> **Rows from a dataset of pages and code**
------------------------------
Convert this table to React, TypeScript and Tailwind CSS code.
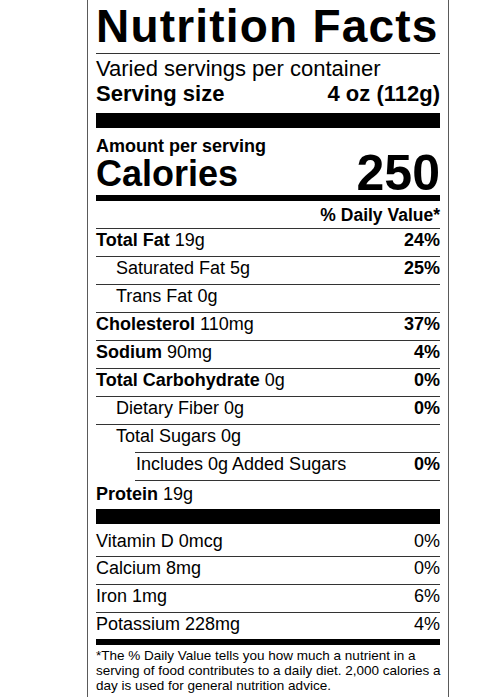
import React from "react";

type Row = {
  label: string;
  amount: string;
  dv?: string;
  bold?: boolean;
  indent?: boolean;
};

const rows: Row[] = [
  { label: "Total Fat", amount: "19g", dv: "24%", bold: true },
  { label: "Saturated Fat", amount: "5g", dv: "25%", indent: true },
  { label: "Trans Fat", amount: "0g", indent: true },
  { label: "Cholesterol", amount: "110mg", dv: "37%", bold: true },
  { label: "Sodium", amount: "90mg", dv: "4%", bold: true },
  { label: "Total Carbohydrate", amount: "0g", dv: "0%", bold: true },
  { label: "Dietary Fiber", amount: "0g", dv: "0%", indent: true },
];

const vitamins = [
  { label: "Calcium 8mg", dv: "0%" },
  { label: "Iron 1mg", dv: "6%" },
];

export default function App() {
  return (
    <div className="min-h-[697px] bg-white text-black font-['Liberation_Sans',Arial,sans-serif]">
      <div className="ml-[87px] w-[362px] h-[697px] border-x border-[#5a5a5a] px-2">
        {/* header */}
        <div className="h-[54px] pt-[3px] border-b border-[#333]">
          <h1 className="text-[46px] leading-[46px] font-bold tracking-[1.2px] whitespace-nowrap">
            Nutrition Facts
          </h1>
        </div>

        <div className="pt-[2px] text-[22px] leading-[25px]">
          <p>Varied servings per container</p>
          <div className="flex justify-between font-bold">
            <span>Serving size</span>
            <span>4 oz (112g)</span>
          </div>
        </div>

        <div className="mt-[7px] h-[15px] bg-black" />

        <p className="mt-[9px] text-[18px] leading-[18px] font-bold">Amount per serving</p>
        <div className="flex justify-between items-start h-[40px]">
          <span className="mt-[3px] text-[36px] leading-[32px] font-bold">Calories</span>
          <span className="-mt-[7px] text-[50px] leading-[50px] font-bold">250</span>
        </div>
        <div className="h-[6px] bg-black" />

        <div className="h-[28px] pt-[4px] border-b border-[#333] text-right text-[17.5px] leading-[20px] font-bold">
          % Daily Value*
        </div>

        {rows.map((r) => (
          <div
            key={r.label}
            className="h-[28px] border-b border-[#333] flex justify-between text-[18px] leading-[22px]"
          >
            <span className={r.indent ? "pl-[20px]" : ""}>
              {r.bold ? <b>{r.label}</b> : r.label} {r.amount}
            </span>
            {r.dv && <b>{r.dv}</b>}
          </div>
        ))}

        <div className="h-[27px] pl-[20px] text-[18px] leading-[22px]">Total Sugars 0g</div>
        <div className="ml-[39px] h-[29px] border-y border-[#333] pl-[1px] flex justify-between text-[18px] leading-[22px]">
          <span>Includes 0g Added Sugars</span>
          <b>0%</b>
        </div>

        <div className="h-[28px] pt-[2px] text-[18px] leading-[22px]">
          <b>Protein</b> 19g
        </div>
        <div className="h-[15px] bg-black" />

        <div className="h-[33px] pt-[6px] border-b border-[#333] flex justify-between text-[18px] leading-[22px]">
          <span>Vitamin D 0mcg</span>
          <span>0%</span>
        </div>
        {vitamins.map((v) => (
          <div
            key={v.label}
            className="h-[28px] border-b border-[#333] flex justify-between text-[18px] leading-[22px]"
          >
            <span>{v.label}</span>
            <span>{v.dv}</span>
          </div>
        ))}
        <div className="h-[26px] flex justify-between text-[18px] leading-[22px]">
          <span>Potassium 228mg</span>
          <span>4%</span>
        </div>
        <div className="h-[6px] bg-black" />

        <div className="mt-[3px] text-[13.5px] leading-[15px] whitespace-nowrap">
          <p>*The % Daily Value tells you how much a nutrient in a</p>
          <p>serving of food contributes to a daily diet. 2,000 calories a</p>
          <p>day is used for general nutrition advice.</p>
        </div>
      </div>
    </div>
  );
}
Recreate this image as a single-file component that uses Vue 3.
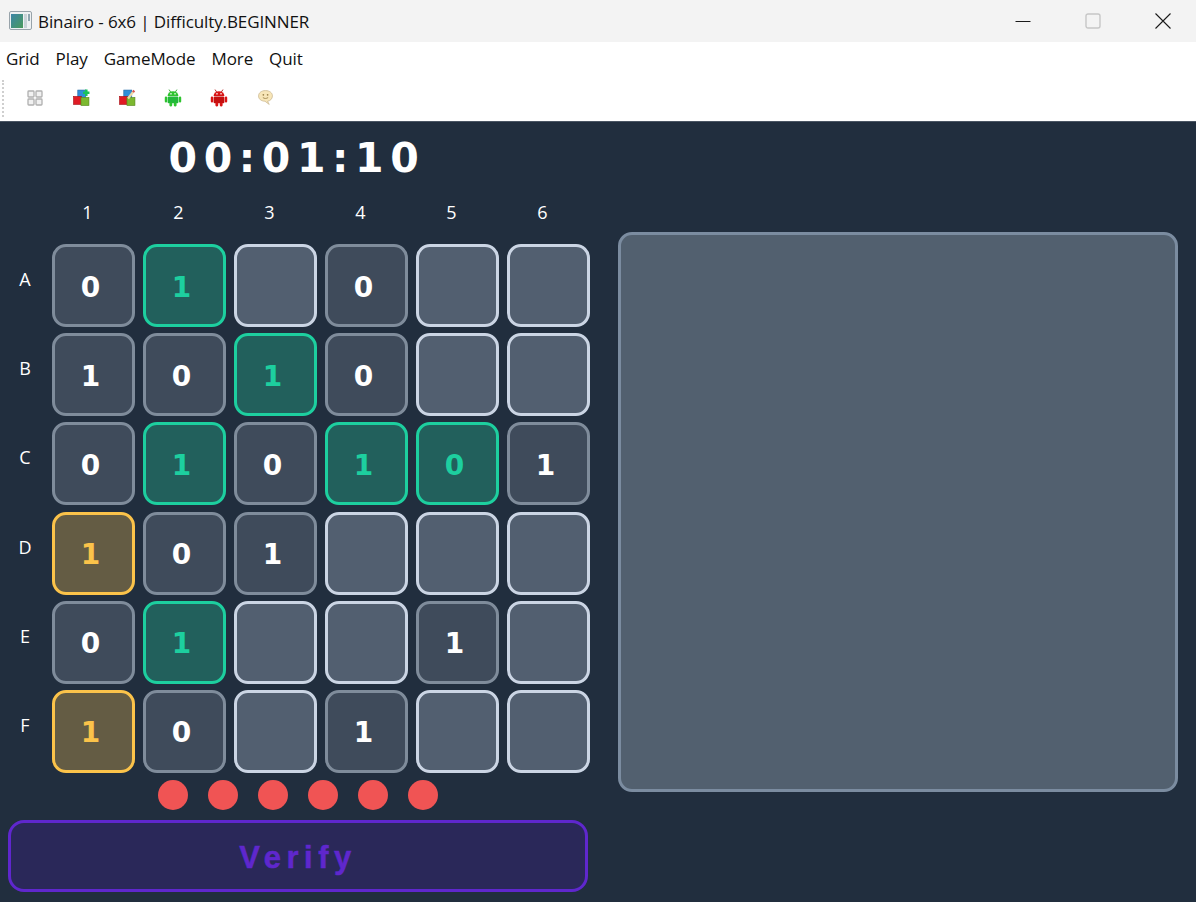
<script setup>
const menus = ["Grid", "Play", "GameMode", "More", "Quit"];
const cols = [1, 2, 3, 4, 5, 6];

// each row: value + state (g = green, y = yellow, "" = normal)
const rows = [
  { name: "A", cells: [["0", ""], ["1", "g"], null, ["0", ""], null, null] },
  { name: "B", cells: [["1", ""], ["0", ""], ["1", "g"], ["0", ""], null, null] },
  { name: "C", cells: [["0", ""], ["1", "g"], ["0", ""], ["1", "g"], ["0", "g"], ["1", ""]] },
  { name: "D", cells: [["1", "y"], ["0", ""], ["1", ""], null, null, null] },
  { name: "E", cells: [["0", ""], ["1", "g"], null, null, ["1", ""], null] },
  { name: "F", cells: [["1", "y"], ["0", ""], null, ["1", ""], null, null] },
];

const cellClass = (cell) => {
  if (!cell) return "empty";
  if (cell[1] === "g") return "green";
  if (cell[1] === "y") return "yellow";
  return "filled";
};
</script>

<template>
  <div class="window">
    <div class="titlebar">
      <svg class="appicon" width="24" height="20" viewBox="0 0 24 20">
        <defs>
          <linearGradient id="pane" x1="0" y1="0" x2="1" y2="1">
            <stop offset="0" stop-color="#3c86a8" />
            <stop offset="1" stop-color="#4a9a5c" />
          </linearGradient>
        </defs>
        <rect x="0.5" y="0.5" width="22" height="18" rx="1.5" fill="#eef1f3" stroke="#98a3aa" />
        <rect x="2" y="3" width="12" height="14" fill="url(#pane)" />
        <rect x="15" y="3" width="3" height="14" fill="#c9d3d8" />
        <rect x="19" y="3" width="2" height="7" fill="#8fa6b0" />
      </svg>
      <span class="title">Binairo - 6x6 | Difficulty.BEGINNER</span>
      <div class="winbtns">
        <svg width="16" height="16" viewBox="0 0 16 16"><path d="M0.5 8.5h15" stroke="#1a1a1a" fill="none" /></svg>
        <svg width="16" height="16" viewBox="0 0 16 16"><rect x="1" y="1" width="14" height="14" rx="2" fill="none" stroke="#c6c6c6" stroke-width="1.4" /></svg>
        <svg width="16" height="16" viewBox="0 0 16 16"><path d="M0.5 0.5l15 15M15.5 0.5l-15 15" stroke="#1a1a1a" stroke-width="1.1" fill="none" /></svg>
      </div>
    </div>

    <div class="menubar">
      <span v-for="m in menus" :key="m" class="menu">{{ m }}</span>
    </div>

    <div class="toolbar">
      <div class="grip"></div>
      <div class="tool">
        <svg width="16" height="16" viewBox="0 0 16 16">
          <g fill="#f1f1f1" stroke="#b0b0b0" stroke-width="1.3">
            <rect x="1" y="1" width="6" height="6" rx="0.8" />
            <rect x="9" y="1" width="6" height="6" rx="0.8" />
            <rect x="1" y="9" width="6" height="6" rx="0.8" />
            <rect x="9" y="9" width="6" height="6" rx="0.8" />
          </g>
        </svg>
      </div>
      <div class="tool">
        <svg width="17" height="17" viewBox="0 0 16 16">
          <rect x="4.5" y="1" width="7.5" height="7" fill="#2f8fd8" stroke="#1f6aa8" stroke-width="0.6" />
          <rect x="0.5" y="7" width="7.5" height="7.5" fill="#e01b24" stroke="#a81218" stroke-width="0.6" />
          <rect x="7.5" y="8" width="7.5" height="7.5" fill="#7cb82f" stroke="#55881c" stroke-width="0.6" />
          <path d="M9.5 3.5h6M12.500 0.500v6" stroke="#19c25a" stroke-width="2.4" fill="none" />
        </svg>
      </div>
      <div class="tool">
        <svg width="17" height="17" viewBox="0 0 16 16">
          <rect x="4.5" y="1" width="7.5" height="7" fill="#2f8fd8" stroke="#1f6aa8" stroke-width="0.6" />
          <rect x="0.5" y="7" width="7.5" height="7.5" fill="#e01b24" stroke="#a81218" stroke-width="0.6" />
          <rect x="7.5" y="8" width="7.5" height="7.5" fill="#7cb82f" stroke="#55881c" stroke-width="0.6" />
          <path d="M8.5 9l5-6.5" stroke="#ecd9a8" stroke-width="2.2" fill="none" />
          <path d="M13.2 2.9l1.100-1.500" stroke="#d9534f" stroke-width="2.2" fill="none" />
        </svg>
      </div>
      <div class="tool">
        <svg width="18" height="18" viewBox="0 0 16 16">
          <path d="M4.5 0.5l1.400 2.200M11.500 0.500l-1.400 2.200" stroke="#2da52d" stroke-width="0.8" fill="none" />
          <path d="M3.2 6.2a4.800 4.300 0 0 1 9.600 0z" fill="#2fc42f" />
          <rect x="3.2" y="6.7" width="9.6" height="6" rx="1" fill="#22b83a" />
          <rect x="0.7" y="6.7" width="2.1" height="5.4" rx="1" fill="#2fc42f" />
          <rect x="13.2" y="6.7" width="2.1" height="5.4" rx="1" fill="#2fc42f" />
          <rect x="4.8" y="12" width="2.5" height="3.5" rx="1" fill="#2fc42f" />
          <rect x="8.7" y="12" width="2.5" height="3.5" rx="1" fill="#2fc42f" />
          <circle cx="6.2" cy="4.3" r="0.7" fill="#fff" />
          <circle cx="9.8" cy="4.3" r="0.7" fill="#fff" />
        </svg>
      </div>
      <div class="tool">
        <svg width="18" height="18" viewBox="0 0 16 16">
          <path d="M4.5 0.5l1.400 2.200M11.500 0.500l-1.400 2.200" stroke="#b01010" stroke-width="0.8" fill="none" />
          <path d="M3.2 6.2a4.800 4.300 0 0 1 9.600 0z" fill="#d81414" />
          <rect x="3.2" y="6.7" width="9.6" height="6" rx="1" fill="#c40e0e" />
          <rect x="0.7" y="6.7" width="2.1" height="5.4" rx="1" fill="#d81414" />
          <rect x="13.2" y="6.7" width="2.1" height="5.4" rx="1" fill="#d81414" />
          <rect x="4.8" y="12" width="2.5" height="3.5" rx="1" fill="#d81414" />
          <rect x="8.7" y="12" width="2.5" height="3.5" rx="1" fill="#d81414" />
          <circle cx="6.2" cy="4.3" r="0.7" fill="#fff" />
          <circle cx="9.8" cy="4.3" r="0.7" fill="#fff" />
        </svg>
      </div>
      <div class="tool">
        <svg width="17" height="17" viewBox="0 0 16 16">
          <path d="M8 1.5c3.8 0 6.5 2.1 6.5 5s-2.3 4.8-4.6 5l1.6 3-4-3C3.6 11.3 1.500 9.400 1.500 6.500s2.700-5 6.500-5z" fill="#f8e6b8" stroke="#cfbd98" stroke-width="0.8" />
          <circle cx="6" cy="5.5" r="0.8" fill="#9b8148" />
          <circle cx="10" cy="5.5" r="0.8" fill="#9b8148" />
          <path d="M5.5 8c1.300 1.200 3.500 1.200 5 0" stroke="#9b8148" stroke-width="0.8" fill="none" />
        </svg>
      </div>
    </div>

    <div class="main">
      <div class="left">
        <div class="timer">00:01:10</div>
        <div class="grid">
          <div></div>
          <div v-for="c in cols" :key="c" class="colhead">{{ c }}</div>
          <template v-for="r in rows" :key="r.name">
            <div class="rowhead">{{ r.name }}</div>
            <div v-for="(cell, i) in r.cells" :key="i" class="cell" :class="cellClass(cell)">
              {{ cell ? cell[0] : "" }}
            </div>
          </template>
        </div>
        <div class="dots">
          <span v-for="c in cols" :key="c" class="dot"></span>
        </div>
        <button class="verify">Verify</button>
      </div>
      <div class="right">
        <div class="panel"></div>
      </div>
    </div>
  </div>
</template>

<style>
html,
body {
  margin: 0;
  background: #212e3e;
}
</style>

<style scoped>
.window {
  width: 1196px;
  height: 902px;
  display: flex;
  flex-direction: column;
  overflow: hidden;
  font-family: "Open Sans", "Noto Sans", sans-serif;
}
.titlebar {
  height: 42px;
  background: #f3f3f3;
  display: flex;
  align-items: center;
  padding-left: 9px;
  color: #111;
}
.appicon {
  margin-right: 5px;
}
.title {
  font-size: 17px;
  letter-spacing: -0.1px;
}
.winbtns {
  margin-left: auto;
  display: flex;
  gap: 54px;
  padding-right: 25px;
}
.menubar {
  height: 34px;
  box-sizing: border-box;
  padding: 0 0 2px 6px;
  background: #fff;
  display: flex;
  align-items: center;
  gap: 16px;
  font-size: 17px;
  letter-spacing: -0.1px;
  color: #111;
}
.toolbar {
  height: 45px;
  background: #fff;
  display: flex;
  align-items: center;
  border-bottom: 1px solid #4a5563;
}
.grip {
  width: 0;
  height: 37px;
  margin-left: 2px;
  border-left: 2px dotted #cfcfcf;
  margin-right: 8px;
}
.tool {
  width: 46px;
  display: flex;
  justify-content: center;
  padding-bottom: 2px;
}
.main {
  flex: 1;
  background: #212e3e;
  display: flex;
  min-height: 0;
}
.left {
  width: 596px;
  padding-left: 8px;
  box-sizing: border-box;
}
.timer {
  width: 578px;
  text-align: center;
  font-family: "DejaVu Sans", sans-serif;
  font-weight: 700;
  font-size: 41px;
  letter-spacing: 6.6px;
  line-height: 48px;
  margin-top: 12px;
  color: #fff;
}
.grid {
  margin-left: -8px;
  margin-top: 16px;
  display: grid;
  grid-template-columns: 44px repeat(6, 83px);
  grid-template-rows: 40px repeat(6, 83px);
  column-gap: 8px;
  row-gap: 6.15px;
  color: #fff;
}
.colhead {
  font-size: 18px;
  text-align: center;
  padding-right: 12px;
  line-height: 29px;
}
.rowhead {
  font-size: 18px;
  padding-left: 6px;
  text-align: center;
  align-self: center;
  padding-bottom: 13px;
}
.cell {
  box-sizing: border-box;
  border: 3px solid;
  border-radius: 14px;
  display: flex;
  align-items: center;
  justify-content: center;
  font-family: "DejaVu Sans", sans-serif;
  font-weight: 700;
  font-size: 28px;
  padding: 3px 6px 0 0;
}
.filled {
  background: #3f4b5b;
  border-color: #7f8c9b;
  color: #fff;
}
.empty {
  background: #525f70;
  border-color: #cbd5e4;
}
.green {
  background: #22605c;
  border-color: #1dcf9f;
  color: #1dcf9f;
}
.yellow {
  background: #645c44;
  border-color: #fbc34a;
  color: #fbc34a;
}
.dots {
  display: flex;
  gap: 20px;
  margin: 7px 0 0 150px;
}
.dot {
  width: 30px;
  height: 30px;
  border-radius: 50%;
  background: #f05454;
}
.verify {
  display: block;
  width: 580px;
  height: 72px;
  margin-top: 10px;
  box-sizing: border-box;
  background: #2a2859;
  border: 3px solid #5f27cd;
  border-radius: 16px;
  color: #5f27cd;
  font-family: "Liberation Sans", sans-serif;
  font-weight: 700;
  font-size: 31px;
  letter-spacing: 5.5px;
  -webkit-text-stroke: 0.5px #5f27cd;
  padding: 4px 0 0;
}
.right {
  flex: 1;
  padding: 110px 0 0 22px;
}
.panel {
  width: 560px;
  height: 560px;
  box-sizing: border-box;
  background: #52606f;
  border: 3px solid #7b8ca0;
  border-radius: 14px;
}
</style>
------------------------------
> **Goal of the exercise**
Only the number is wanted: how many lines in the data include the string "this"?

> **Exercise answer**
2